### Supplied data
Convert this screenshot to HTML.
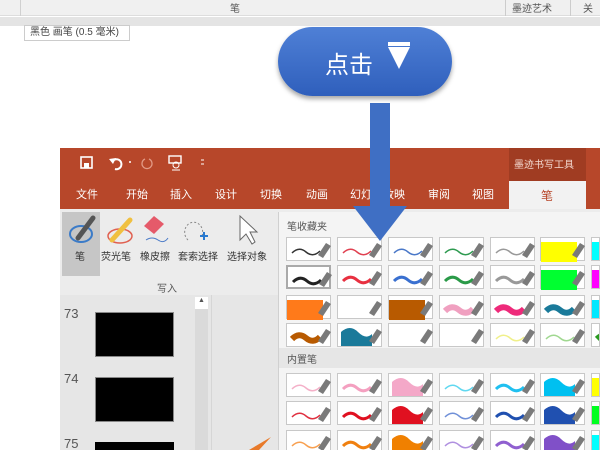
<!DOCTYPE html>
<html><head><meta charset="utf-8"><style>
*{margin:0;padding:0;box-sizing:border-box}
html,body{width:600px;height:450px;overflow:hidden}
body{background:#fff;position:relative;font-family:"Liberation Sans","Noto Sans CJK SC",sans-serif}
.a{position:absolute}
.t{position:absolute;font-size:11px;color:#fff;white-space:nowrap}
.c{position:absolute;width:45px;height:24px;background:#fff;border:1px solid #c8c8c8}
.c svg{position:absolute;left:0;top:0}
#clip{position:absolute;left:0;top:0;width:600px;height:450px;overflow:hidden}
</style></head><body>
<div id="clip">
<div class="a" style="left:0;top:0;width:600px;height:16px;background:#f0f0f0;border-bottom:1px solid #ddd"></div>
<div class="a" style="left:20px;top:0;width:1px;height:16px;background:#d0d0d0"></div>
<div class="t" style="left:230px;top:0;color:#555;font-size:10px">笔</div>
<div class="a" style="left:505px;top:0;width:1px;height:16px;background:#ccc"></div>
<div class="t" style="left:512px;top:0;color:#555;font-size:10px">墨迹艺术</div>
<div class="a" style="left:570px;top:0;width:1px;height:16px;background:#ccc"></div>
<div class="t" style="left:583px;top:0;color:#555;font-size:10px">关</div>
<div class="a" style="left:0;top:17px;width:600px;height:9px;background:#e4e4e4"></div>
<div class="a" style="left:24px;top:25px;width:106px;height:16px;background:#fff;border:1px solid #ccc;font-size:10px;color:#444;padding-left:5px;line-height:14px">黑色 画笔 (0.5 毫米)</div>

<div class="a" style="left:60px;top:148px;width:540px;height:61px;background:#b7472a"></div>
<div class="a" style="left:509px;top:148px;width:77px;height:33px;background:#a03c22"></div>
<div class="t" style="left:514px;top:156px;color:#f3d9d0;font-size:10px">墨迹书写工具</div>
<div class="a" style="left:509px;top:181px;width:77px;height:28px;background:#f2f2f2"></div>
<div class="t" style="left:541px;top:187px;color:#b7472a;font-size:12px">笔</div>
<svg class="a" style="left:60px;top:148px" width="160" height="30">
<rect x="21" y="9" width="11" height="11" fill="none" stroke="#fff" stroke-width="1.6"/><rect x="24" y="15" width="5" height="5" fill="#fff"/>
<path d="M52 14 a5 5 0 1 1 3 7" fill="none" stroke="#fff" stroke-width="2"/><path d="M49 11 L53 16 L56 10Z" fill="#fff"/>
<circle cx="70" cy="14" r="1" fill="#fff"/>
<path d="M85 11 a5 5 0 1 0 4 0" fill="none" stroke="#e29a86" stroke-width="1.3"/>
<rect x="109" y="8" width="12" height="7" fill="none" stroke="#fff" stroke-width="1.4"/><circle cx="116" cy="17" r="3" fill="none" stroke="#fff"/><path d="M112 22 h8" stroke="#fff"/>
<path d="M141 12 h3 M141 16 h3" stroke="#fff"/>
</svg>
<div class="t" style="left:76px;top:186px">文件</div>
<div class="t" style="left:126px;top:186px">开始</div>
<div class="t" style="left:170px;top:186px">插入</div>
<div class="t" style="left:215px;top:186px">设计</div>
<div class="t" style="left:260px;top:186px">切换</div>
<div class="t" style="left:306px;top:186px">动画</div>
<div class="t" style="left:350px;top:186px">幻灯片放映</div>
<div class="t" style="left:428px;top:186px">审阅</div>
<div class="t" style="left:472px;top:186px">视图</div>

<div class="a" style="left:60px;top:209px;width:540px;height:86px;background:#ececec"></div>
<div class="a" style="left:62px;top:212px;width:38px;height:64px;background:#c6c6c6"></div>
<svg class="a" style="left:60px;top:212px" width="220" height="50">
<ellipse cx="21" cy="22" rx="11" ry="8" fill="none" stroke="#3b7bc8" stroke-width="2"/>
<path d="M18 26 L33 6" stroke="#555" stroke-width="5" stroke-linecap="round"/>
<ellipse cx="60" cy="24" rx="12" ry="7" fill="none" stroke="#e06050" stroke-width="1.5"/>
<path d="M52 28 L70 8" stroke="#f0c040" stroke-width="5" stroke-linecap="round"/>
<path d="M84 14 L94 4 L104 12 L94 22Z" fill="#e55a6a"/>
<path d="M86 28 q6 -4 12 0 t10 -2" stroke="#4b7bc8" fill="none"/>
<path d="M128 28 a9 10 0 1 1 14 -4" fill="none" stroke="#888" stroke-dasharray="2 2"/>
<path d="M140 24 h8 M144 20 v8" stroke="#2a7ad0" stroke-width="2"/>
<path d="M180 4 L180 28 L186 22 L192 32 L195 30 L190 20 L197 20Z" fill="#fff" stroke="#666"/>
</svg>
<div class="t" style="left:75px;top:248px;color:#333;font-size:10px">笔</div>
<div class="t" style="left:101px;top:248px;color:#333;font-size:10px">荧光笔</div>
<div class="t" style="left:140px;top:248px;color:#333;font-size:10px">橡皮擦</div>
<div class="t" style="left:178px;top:248px;color:#333;font-size:10px">套索选择</div>
<div class="t" style="left:227px;top:248px;color:#333;font-size:10px">选择对象</div>
<div class="t" style="left:157px;top:280px;color:#555;font-size:10px">写入</div>

<div class="a" style="left:60px;top:295px;width:218px;height:155px;background:#e6e6e6"></div>
<div class="a" style="left:195px;top:297px;width:13px;height:153px;background:#dadada"></div>
<div class="a" style="left:195px;top:297px;width:13px;height:12px;background:#fff;font-size:7px;color:#555;text-align:center">▲</div>
<div class="a" style="left:211px;top:295px;width:1px;height:155px;background:#d6d6d6"></div>
<div class="t" style="left:64px;top:306px;color:#555;font-size:13px">73</div>
<div class="a" style="left:95px;top:312px;width:79px;height:45px;background:#000;border:1px solid #888"></div>
<div class="t" style="left:64px;top:371px;color:#555;font-size:13px">74</div>
<div class="a" style="left:95px;top:377px;width:79px;height:45px;background:#000;border:1px solid #888"></div>
<div class="t" style="left:64px;top:436px;color:#555;font-size:13px">75</div>
<div class="a" style="left:95px;top:442px;width:79px;height:8px;background:#000"></div>
<svg class="a" style="left:245px;top:435px" width="30" height="15"><path d="M4 15 L26 2 L14 15Z" fill="#e87a2a"/></svg>

<div class="a" style="left:278px;top:212px;width:322px;height:238px;background:#f4f4f4;border-left:1px solid #d0d0d0"></div>
<div class="t" style="left:287px;top:218px;color:#555;font-size:10px">笔收藏夹</div>
<div class="a" style="left:279px;top:348px;width:321px;height:20px;background:#e6e6e6"></div>
<div class="t" style="left:287px;top:351px;color:#555;font-size:10px">内置笔</div>

<div id="g"></div>

<svg class="a" style="left:0;top:0" width="600" height="450">
<rect x="370" y="103" width="20" height="106" fill="#3f6fc4"/>
<path d="M353 206 L407 206 L380 241Z" fill="#3f6fc4"/>
</svg>
<div class="a" style="left:278px;top:27px;width:174px;height:69px;border-radius:35px;background:linear-gradient(#4f80d6,#2f5fbc);box-shadow:0 3px 5px rgba(0,0,0,.35)"></div>
<div class="t" style="left:325px;top:45px;font-size:24px;color:#fff">点击</div>
<div class="a" style="left:388px;top:42px;width:22px;height:4px;background:#fff"></div>
<svg class="a" style="left:387px;top:47px" width="24" height="24"><path d="M1 0 H23 L12 22Z" fill="#fff"/></svg>
</div>
<script>
var xs=[286,337,388,439,490,540,591],ys=[237,265,295,323,373,401,430];
var R=[
[['t','#333'],['t','#e04050'],['t','#4a78c8'],['t','#2e9a50'],['t','#999'],['h','#ffff00'],['h','#00ffff']],
[['m','#222'],['m','#e83040'],['m','#3a70d0'],['m','#2a9a48'],['m','#999'],['h','#00ff30'],['h','#ff00ff']],
[['h','#ff7a1a'],['e',''],['h','#b85a00'],['k','#f0a0c0'],['k','#ee2a7a'],['k','#1a7a9a'],['h','#00e8ff']],
[['k','#b85a00'],['b','#1a7a9a'],['e',''],['e',''],['t','#f0f08a'],['t','#a0d890'],['k','#2a9a20']],
[['t','#f4b0c8'],['m','#f4a0c0'],['b','#f4a8c8'],['t','#60d8f0'],['m','#20c0f0'],['b','#00c0f0'],['h','#ffff00']],
[['t','#e03040'],['m','#e01020'],['b','#e01020'],['t','#7090d8'],['m','#2050b0'],['b','#2050b0'],['h','#00ff20']],
[['t','#f8a050'],['m','#f08010'],['b','#f08000'],['t','#b090e0'],['m','#9060d0'],['b','#8050c8'],['h','#00ffff']]
];
var h='';
for(var r=0;r<7;r++)for(var c=0;c<7;c++){var d=R[r][c],s='';
var W={t:1.5,m:3,k:6}[d[0]];
if(W)s='<path d="M5 15 Q12 8 19 14 T33 13" fill="none" stroke="'+d[1]+'" stroke-width="'+W+'"/>';
if(d[0]=='b')s='<path d="M3 8 Q12 0 20 8 T34 10 V22 H3Z" fill="'+d[1]+'"/>';
if(d[0]=='h')s='<rect x="0" y="4" width="36" height="20" fill="'+d[1]+'"/>';
var bd=(r==1&&c==0)?'border:2px solid #aaa;':'';
var w=(c==6)?'width:9px;overflow:hidden;':'';
h+='<div class="c" style="left:'+xs[c]+'px;top:'+ys[r]+'px;'+bd+w+'"><svg width="45" height="24">'+s+'<path d="M31 17 L39 5 L44 8 L36 20Z" fill="#7a7a7a"/></svg></div>';}
document.getElementById('g').innerHTML=h;
</script>
</body></html>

### Instructions to follow
Starting at the top of the listing above, reproduce each line up to and including the one with "画笔 (0.5 毫米)</div>"; omit the pictures.

### Final result
Convert this screenshot to HTML.
<!DOCTYPE html>
<html><head><meta charset="utf-8"><style>
*{margin:0;padding:0;box-sizing:border-box}
html,body{width:600px;height:450px;overflow:hidden}
body{background:#fff;position:relative;font-family:"Liberation Sans","Noto Sans CJK SC",sans-serif}
.a{position:absolute}
.t{position:absolute;font-size:11px;color:#fff;white-space:nowrap}
.c{position:absolute;width:45px;height:24px;background:#fff;border:1px solid #c8c8c8}
.c svg{position:absolute;left:0;top:0}
#clip{position:absolute;left:0;top:0;width:600px;height:450px;overflow:hidden}
</style></head><body>
<div id="clip">
<div class="a" style="left:0;top:0;width:600px;height:16px;background:#f0f0f0;border-bottom:1px solid #ddd"></div>
<div class="a" style="left:20px;top:0;width:1px;height:16px;background:#d0d0d0"></div>
<div class="t" style="left:230px;top:0;color:#555;font-size:10px">笔</div>
<div class="a" style="left:505px;top:0;width:1px;height:16px;background:#ccc"></div>
<div class="t" style="left:512px;top:0;color:#555;font-size:10px">墨迹艺术</div>
<div class="a" style="left:570px;top:0;width:1px;height:16px;background:#ccc"></div>
<div class="t" style="left:583px;top:0;color:#555;font-size:10px">关</div>
<div class="a" style="left:0;top:17px;width:600px;height:9px;background:#e4e4e4"></div>
<div class="a" style="left:24px;top:25px;width:106px;height:16px;background:#fff;border:1px solid #ccc;font-size:10px;color:#444;padding-left:5px;line-height:14px">黑色 画笔 (0.5 毫米)</div>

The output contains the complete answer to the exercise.